Member of the Kentucky House of Representatives from the 3rd district
- In office January 1, 2013 – January 1, 2019
- Preceded by: Brent Housman
- Succeeded by: Randy Bridges

Personal details
- Born: December 8, 1954 (age 71) Paducah, Kentucky
- Party: Democratic
- Alma mater: Paducah Community College Murray State University

= Gerald Watkins =

American politician (born 1954)

Gerald Lynn Watkins (born December 8, 1954) is an American politician from Kentucky who was a member of the Kentucky House of Representatives from 2013 to 2019, representing the 3rd district.

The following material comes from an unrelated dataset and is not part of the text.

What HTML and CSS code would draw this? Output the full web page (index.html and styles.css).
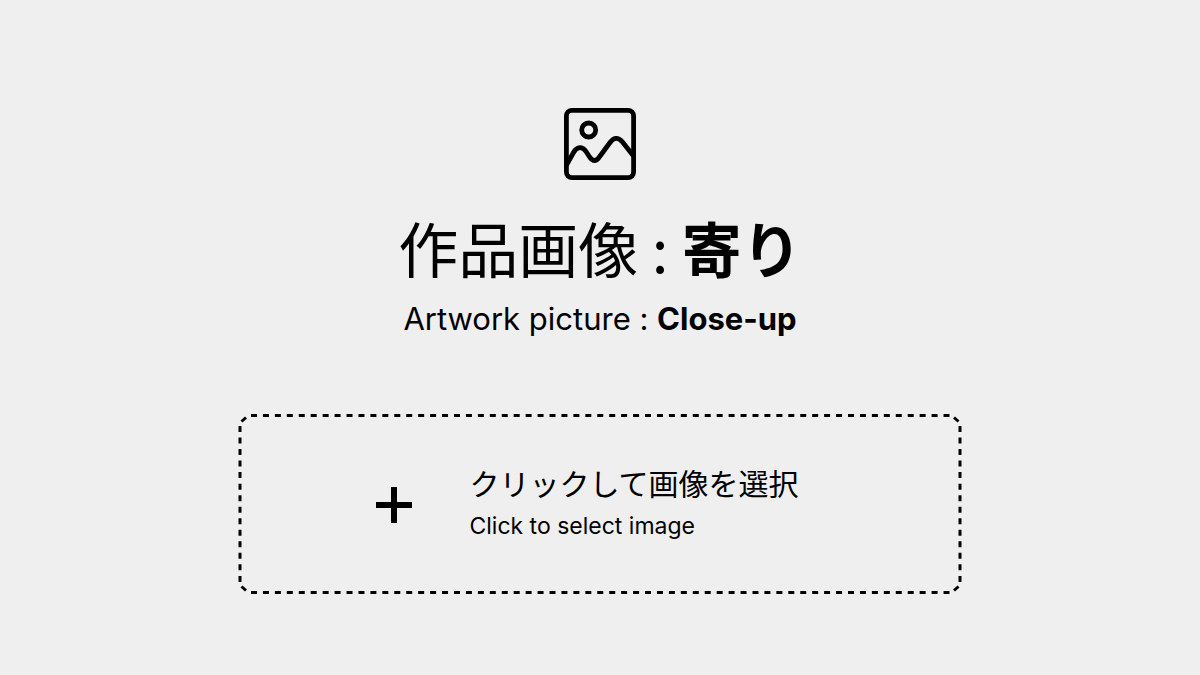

He did not seek reelection in 2018.

==Education==
Watkins earned his AA from Paducah Community College (now the West Kentucky Community and Technical College), and his BS in business administration and MBA from Murray State University.

==Elections==
- 2012 Redistricted to District 3, with Representative Brent Housman leaving the Legislature, Watkins was unopposed for the May 22, 2012 Democratic Primary and won the November 6, 2012 General election with 9,349 votes (59.3%) against Republican nominee Jason Crockett.
- 1992 Initially in District 4, Watkins ran in the three-way May 26, 1992 Democratic Primary but lost to Frank Rasche.
- 1998 When Representative Kathy Hogancamp ran for Kentucky Senate and left the seat open, Watkins ran in the three-way 1998 Democratic Primary, but lost to Michael Cherry, who went on to win the November 3, 1998 General election against Republican nominee Sandra Furjanic.